Join Date: February 27, 2015
Posts: 1,768
I started with a hand press, no bench mounting.

Then I got a Lee 'C' (open side) bench mount, one die at a time.

My next press was an RCBS Rock Chucker when I got into bench shooting,
Ultra accurate rounds from a Rock Chucker.
One die at a time makes it slow.

Competition rimmed wheel gun rounds were just too slow,
I got a Lee Turret press, 3 stations in the turret, and I still use it for small batches to this day.
It's what they call a 'Classic' Turret Press now, mines been running for 30 years with no issues at all.
Caliber changes take about 30 seconds.
Changing from one die to another is a flick of the wrist, and your dies are always set up after you adjust them once.
Can't really recommend it higher! No plastic parts that give up, no complicated parts to adjust, uses common dies and shell holders, works exactly as advertised, maybe better.

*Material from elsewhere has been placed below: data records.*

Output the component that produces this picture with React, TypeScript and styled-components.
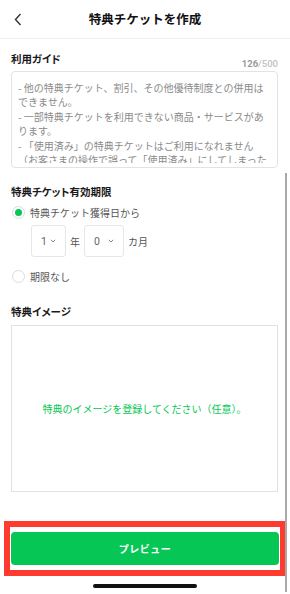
import React from "react";
import styled, { createGlobalStyle } from "styled-components";

const Global = createGlobalStyle`
  html, body { margin: 0; padding: 0; background: #fff; }
  body { font-family: "Noto Sans CJK JP", "Noto Sans", sans-serif; -webkit-font-smoothing: antialiased; }
  * { box-sizing: border-box; }
`;

const Page = styled.div`
  position: relative;
  width: 290px;
  height: 594px;
  overflow: hidden;
  background: #fff;
  display: flex;
  flex-direction: column;
`;

const Header = styled.header`
  height: 39px;
  border-bottom: 1px solid #f0f0f0;
  display: grid;
  grid-template-columns: 40px 1fr 40px;
  align-items: center;
`;

const BackButton = styled.div`
  display: flex;
  align-items: center;
  padding-left: 14px;
  height: 100%;
`;

const Title = styled.h1`
  margin: 0;
  text-align: center;
  font-size: 12.5px;
  font-weight: 700;
  color: #111;
  line-height: 18px;
`;

const Section = styled.section<{ $top: number }>`
  padding: 0 12px 0 11px;
  margin-top: ${(p) => p.$top}px;
  display: flex;
  flex-direction: column;
`;

const LabelRow = styled.div`
  display: flex;
  justify-content: space-between;
  height: 20px;
`;

const Label = styled.div`
  font-size: 10.5px;
  font-weight: 700;
  color: #1a1a1a;
  line-height: 16px;
  font-feature-settings: "palt";
`;

const Counter = styled.div`
  align-self: flex-end;
  font-size: 9.5px;
  line-height: 14px;
  color: #c2c2c2;
  font-family: "Roboto", "Noto Sans", sans-serif;
  font-weight: 500;
  b { color: #9a9a9a; font-weight: 700; }
`;

const GuideBox = styled.div`
  height: 97px;
  border: 1px solid #e3e3e3;
  border-radius: 4px;
  padding: 9px 6px 0 6px;
`;

const GuideText = styled.div`
  height: 82px;
  overflow: hidden;
  font-size: 10px;
  line-height: 14.4px;
  color: #8a8a8a;
  white-space: pre-wrap;
`;

const RadioRow = styled.div<{ $top: number }>`
  display: flex;
  align-items: center;
  gap: 5px;
  height: 18px;
  margin-top: ${(p) => p.$top}px;
  padding-left: 1px;
  font-size: 10px;
  color: #555;
`;

const RadioCircle = styled.span<{ $on?: boolean }>`
  width: 13px;
  height: 13px;
  border-radius: 50%;
  border: 1px solid #dcdcdc;
  background: #fff;
  display: flex;
  align-items: center;
  justify-content: center;
  &::after {
    content: "";
    width: 7px;
    height: 7px;
    border-radius: 50%;
    background: ${(p) => (p.$on ? "#06C755" : "transparent")};
  }
`;

const SelectRow = styled.div`
  display: flex;
  align-items: center;
  gap: 3px;
  margin-top: 4px;
  padding-left: 20px;
  font-size: 10px;
  color: #555;
`;

const SelectBox = styled.div<{ $w: number }>`
  width: ${(p) => p.$w}px;
  height: 32px;
  border: 1px solid #e6e6e6;
  border-radius: 3px;
  display: flex;
  align-items: center;
  justify-content: space-between;
  padding: 0 9px 0 9px;
  font-family: "Roboto", "Noto Sans", sans-serif;
  font-size: 10.5px;
  color: #666;
`;

const Unit = styled.span`
  padding: 0 1px;
`;

const ImageBox = styled.div`
  height: 167px;
  margin-top: 5px;
  border: 1px solid #e2e2e2;
  display: flex;
  align-items: center;
  justify-content: center;
  font-size: 10px;
  color: #06C755;
  padding-bottom: 1px;
`;

const Highlight = styled.div`
  margin: 29px 4px 0 4px;
  border: 6px solid #ff3b30;
  padding: 5px 1px;
`;

const PreviewButton = styled.button`
  width: 100%;
  height: 33px;
  border: none;
  border-radius: 4px;
  background: #06C755;
  color: #fff;
  font-family: inherit;
  font-size: 10px;
  font-weight: 700;
  letter-spacing: 0.5px;
`;

const HomeIndicator = styled.div`
  width: 104px;
  height: 4px;
  border-radius: 2px;
  background: #111;
  margin: 8px auto 0;
`;

const ScrollBar = styled.div`
  position: absolute;
  left: 285px;
  top: 173px;
  width: 2px;
  height: 419px;
  background: #a9a9a9;
`;

const Chevron = () => (
  <svg width="6" height="4" viewBox="0 0 6 4">
    <path d="M0.8 0.8 L3 3 L5.2 0.8" fill="none" stroke="#777" strokeWidth="0.9" />
  </svg>
);

const guide =
  "- 他の特典チケット、割引、その他優待制度との併用はできません。\n- 一部特典チケットを利用できない商品・サービスがあります。\n- 「使用済み」の特典チケットはご利用になれません（お客さまの操作で誤って「使用済み」にしてしまった場合も同様です）。";

export default function App() {
  return (
    <Page>
      <Global />
      <Header>
        <BackButton>
          <svg width="8" height="13" viewBox="0 0 8 13">
            <path d="M6.5 1 L1.5 6.5 L6.5 12" fill="none" stroke="#333" strokeWidth="1.4" />
          </svg>
        </BackButton>
        <Title>特典チケットを作成</Title>
        <div />
      </Header>

      <Section $top={12}>
        <LabelRow>
          <Label>利用ガイド</Label>
          <Counter>
            <b>126</b>/500
          </Counter>
        </LabelRow>
        <GuideBox>
          <GuideText>{guide}</GuideText>
        </GuideBox>
      </Section>

      <Section $top={16}>
        <Label>特典チケット有効期限</Label>
        <RadioRow $top={3}>
          <RadioCircle $on />
          特典チケット獲得日から
        </RadioRow>
        <SelectRow>
          <SelectBox $w={35}>
            1<Chevron />
          </SelectBox>
          <Unit>年</Unit>
          <SelectBox $w={40}>
            0<Chevron />
          </SelectBox>
          <Unit>カ月</Unit>
        </SelectRow>
        <RadioRow $top={10}>
          <RadioCircle />
          期限なし
        </RadioRow>
      </Section>

      <Section $top={19}>
        <Label>特典イメージ</Label>
        <ImageBox>特典のイメージを登録してください（任意）。</ImageBox>
      </Section>

      <Highlight>
        <PreviewButton>プレビュー</PreviewButton>
      </Highlight>
      <HomeIndicator />
      <ScrollBar />
    </Page>
  );
}
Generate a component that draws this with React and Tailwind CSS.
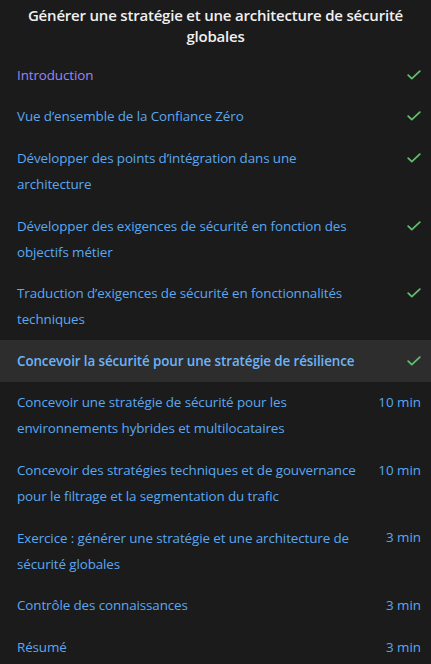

When the Lee Progressive came along, a buddy got one,
Spent a month trying to get it set up correctly and waiting on parts that have up right away.
Plastic parts will always be a weak link...
It was a pain in the butt I finally gave up on.

I finally decided to make the jump to a progressive,
About two years ago I got a Dillion XL650.
Good thing I'm a machinest and parts designer by trade or this thing would have made me beat it with a hammer...
Half the press has been redesigned or tinkered with in some way,
And it took two weeks to get it running for reasonable match quality rounds.
Caliber changes take close to an hour by the time you tear it down, change shell plates, feed ramps, bushings, swap cams around, pull the primer feeder down to loose parts and swap everything, then get it tuned to run the new caliber...

In my spare time I'm working on a CNC produced aluminum version of a couple critical parts that are plastic on the Dillon
I made a point of buying a spare parts kit, but I still don't trust plastic parts.